Created by Luqman Abdillahi on Thu, 12/02/2021 - 01:09
Description:
Title: Edge of a Wood
Artist: John Constable (1776 - 1837)
Date: 1816
On Display at The Art Gallery of Ontario
This painting is called Edge of a Wood and was painted by John Constable in 1816. John Constable was known to be a landscape painter and his painting usually consisted of Suffolk countryside, where he had grown up. This painting features an individual (gender not specified) and two donkeys in the foreground that are positioned on the left side of the Constable’s painting. But the three individuals in this painting are overshadowed by the woods during fall, which is seen as the most prominent aspect of the painting. I believe that this painting is closely related to the ideas of picturesque. The painting doesn’t try to smooth over the roughness and ruggedness that is part of the landscape.

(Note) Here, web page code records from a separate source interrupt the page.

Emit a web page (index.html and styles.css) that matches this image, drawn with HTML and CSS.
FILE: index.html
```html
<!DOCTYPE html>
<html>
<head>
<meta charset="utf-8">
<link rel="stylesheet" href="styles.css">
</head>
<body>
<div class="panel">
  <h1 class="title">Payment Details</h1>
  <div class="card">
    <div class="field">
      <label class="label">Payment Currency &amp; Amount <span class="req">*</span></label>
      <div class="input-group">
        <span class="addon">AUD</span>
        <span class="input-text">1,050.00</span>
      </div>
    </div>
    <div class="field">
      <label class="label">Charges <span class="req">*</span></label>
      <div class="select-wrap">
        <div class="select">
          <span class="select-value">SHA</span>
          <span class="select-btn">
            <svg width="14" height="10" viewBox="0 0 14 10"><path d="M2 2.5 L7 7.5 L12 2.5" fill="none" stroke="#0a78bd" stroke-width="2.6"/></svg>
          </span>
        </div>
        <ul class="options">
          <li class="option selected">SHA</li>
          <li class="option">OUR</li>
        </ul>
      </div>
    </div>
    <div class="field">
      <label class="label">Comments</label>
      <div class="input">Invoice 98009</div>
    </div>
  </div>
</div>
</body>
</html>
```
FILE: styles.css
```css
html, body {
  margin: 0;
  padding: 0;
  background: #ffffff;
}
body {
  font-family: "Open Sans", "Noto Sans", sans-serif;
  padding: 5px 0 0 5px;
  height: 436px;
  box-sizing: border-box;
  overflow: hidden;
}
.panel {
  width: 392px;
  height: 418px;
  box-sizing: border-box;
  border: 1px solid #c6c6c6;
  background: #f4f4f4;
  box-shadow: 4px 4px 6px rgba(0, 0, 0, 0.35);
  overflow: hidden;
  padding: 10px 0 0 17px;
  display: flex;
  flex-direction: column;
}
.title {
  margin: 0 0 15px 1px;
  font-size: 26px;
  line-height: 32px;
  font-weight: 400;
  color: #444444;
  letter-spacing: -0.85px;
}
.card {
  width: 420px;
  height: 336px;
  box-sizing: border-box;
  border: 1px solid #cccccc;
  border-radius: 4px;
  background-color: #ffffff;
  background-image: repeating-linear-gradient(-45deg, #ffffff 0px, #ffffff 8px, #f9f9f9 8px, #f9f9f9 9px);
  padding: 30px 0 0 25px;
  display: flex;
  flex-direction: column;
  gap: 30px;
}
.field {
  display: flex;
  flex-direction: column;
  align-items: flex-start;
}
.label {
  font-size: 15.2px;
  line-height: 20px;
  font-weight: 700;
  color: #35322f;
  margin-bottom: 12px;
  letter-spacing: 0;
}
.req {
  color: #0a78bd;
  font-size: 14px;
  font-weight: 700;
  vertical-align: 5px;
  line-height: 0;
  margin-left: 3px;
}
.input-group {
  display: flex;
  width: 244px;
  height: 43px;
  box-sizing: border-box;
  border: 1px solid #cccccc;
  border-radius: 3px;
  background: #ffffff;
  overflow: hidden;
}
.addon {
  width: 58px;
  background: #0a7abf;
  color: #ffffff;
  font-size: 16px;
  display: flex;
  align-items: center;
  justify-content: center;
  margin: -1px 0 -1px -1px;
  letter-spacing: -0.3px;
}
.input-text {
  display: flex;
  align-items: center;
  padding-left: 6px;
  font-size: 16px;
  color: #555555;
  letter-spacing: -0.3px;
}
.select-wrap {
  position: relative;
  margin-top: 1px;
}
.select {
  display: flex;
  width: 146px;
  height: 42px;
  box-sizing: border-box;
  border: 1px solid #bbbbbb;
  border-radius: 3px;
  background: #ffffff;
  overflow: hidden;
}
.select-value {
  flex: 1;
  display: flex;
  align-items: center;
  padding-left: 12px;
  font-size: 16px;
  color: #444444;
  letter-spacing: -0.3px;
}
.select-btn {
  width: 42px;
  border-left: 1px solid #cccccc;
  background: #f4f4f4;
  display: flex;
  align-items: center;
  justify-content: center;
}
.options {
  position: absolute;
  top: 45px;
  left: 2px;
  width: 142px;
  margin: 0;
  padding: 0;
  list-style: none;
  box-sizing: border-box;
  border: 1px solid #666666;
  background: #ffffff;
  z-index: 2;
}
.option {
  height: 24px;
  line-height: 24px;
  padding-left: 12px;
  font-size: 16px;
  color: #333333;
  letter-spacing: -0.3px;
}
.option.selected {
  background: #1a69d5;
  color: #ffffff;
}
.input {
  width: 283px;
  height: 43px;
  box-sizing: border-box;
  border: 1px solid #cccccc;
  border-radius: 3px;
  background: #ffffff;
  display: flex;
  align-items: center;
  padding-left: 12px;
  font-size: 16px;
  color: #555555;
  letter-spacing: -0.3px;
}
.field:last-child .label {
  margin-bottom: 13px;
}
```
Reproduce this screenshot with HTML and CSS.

Constable also decides to add humans and animals to the landscape to add roughness/ruggedness to it. I Wandered Lonely as a Cloud, by William Wordsworth has aspects of picturesque, which include adding the roughness and ruggedness of his personal feelings about the art into his poem. Rousseau's Reveries of the Solitary Walker also has aspects of the picturesque, which include the pursuit of the object. All three works show what it takes to move from being considered beautiful to being considered picturesque.